The divorce decree will specify the legal names and addresses of both people getting a divorce, as well as the official date that the decree was signed by the judge and made official. The divorce decree will be much shorter than the divorce agreement, in which any issues surrounding the dissolution of the marriage are spelled out in binding legal terms. These may include the division of property and assets, alimony or child support, or child custody arrangements, just to name a few.


The process of filing for divorce may be different in each state or country; generally, one person will need to file the request with the court, or his or her lawyer can do it on his behalf. Some states feature a cooling off period, such as a 90 day period, in which the individual who filed for divorce can rescind the request and cancel the proceedings. It is typically during this period, however, that the final arrangements of the divorce are worked out, and both parties will then sign the divorce agreement.

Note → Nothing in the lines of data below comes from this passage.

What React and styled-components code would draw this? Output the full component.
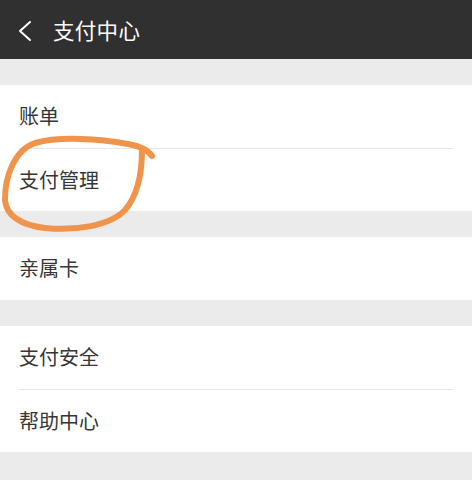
import styled, { createGlobalStyle } from "styled-components";

const GlobalStyle = createGlobalStyle`
  html, body {
    margin: 0;
    padding: 0;
    background: #ebebeb;
  }
  body {
    font-family: "Noto Sans CJK SC", "Noto Sans", sans-serif;
  }
`;

const groups = [
  ["账单", "支付管理"],
  ["亲属卡"],
  ["支付安全", "帮助中心"],
];

const App = () => {
  return (
    <Page>
      <GlobalStyle />
      <Header>
        <Back viewBox="0 0 16 22" aria-hidden="true">
          <path d="M13 2 L3 11 L13 20" />
        </Back>
        <Title>支付中心</Title>
      </Header>
      <List>
        {groups.map((g, i) => (
          <Group key={i}>
            {g.map((label, j) => (
              <Row key={label} $divider={j > 0}>
                {label}
              </Row>
            ))}
          </Group>
        ))}
      </List>
      <Mark viewBox="0 0 160 240" aria-hidden="true">
        <path d="M152 156 C148 150 140 146 128 144 C100 139 60 136 35 143 C15 150 5 175 5 200 C6 215 20 225 45 228 C75 231 110 226 125 210 C138 195 142 175 142 150" />
      </Mark>
    </Page>
  );
};

const Page = styled.div`
  position: relative;
  width: 472px;
  min-height: 480px;
  background: #ebebeb;
  overflow: hidden;
`;

const Header = styled.div`
  height: 59px;
  background: #303030;
  display: flex;
  align-items: center;
  padding-left: 17px;
  box-sizing: border-box;
`;

const Back = styled.svg`
  width: 16px;
  height: 22px;
  margin-top: 2px;
  fill: none;
  stroke: #ffffff;
  stroke-width: 2;
  stroke-linecap: round;
  stroke-linejoin: round;
`;

const Title = styled.h1`
  margin: 0 0 0 20px;
  font-size: 21.5px;
  font-weight: 400;
  color: #ffffff;
  letter-spacing: 0.3px;
`;

const List = styled.div`
  display: flex;
  flex-direction: column;
  gap: 26px;
  padding-top: 26px;
`;

const Group = styled.div`
  background: #ffffff;
  display: flex;
  flex-direction: column;
`;

const Row = styled.div`
  height: 63px;
  margin: 0 19px 0 19px;
  display: flex;
  align-items: center;
  font-size: 20px;
  color: #363636;
  border-top: ${(p) => (p.$divider ? "1px solid #e6e6e6" : "none")};
  box-sizing: border-box;
  padding-bottom: 2px;
`;

const Mark = styled.svg`
  position: absolute;
  left: 0;
  top: 0;
  width: 160px;
  height: 240px;
  fill: none;
  stroke: #f0944c;
  stroke-width: 6;
  stroke-linecap: round;
  stroke-linejoin: round;
`;

export default App;
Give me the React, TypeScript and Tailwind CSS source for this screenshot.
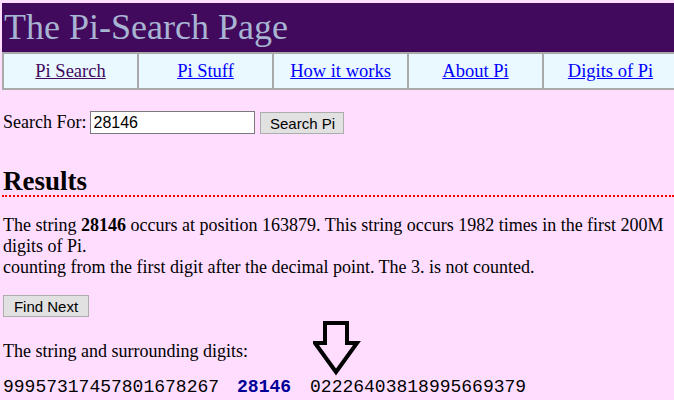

Once the agreement has been signed by both parties, it will then go to the judge who will make the final determination of whether or not to grant a divorce; in most cases the two parties will not need to appear in court, but will simply be sent the final divorce decree in the mail. Once the marriage has been terminated and the divorce decree issued, it is no longer possible to cancel the proceedings; the divorce is final and will remain so unless the parties choose to remarry each other in the future. It is important to keep copies of the divorce decree, because it may be necessary to produce it at some points in the future in case one ever wants to get married again, change a married name back to a maiden name, or prove the date of the divorce, for example.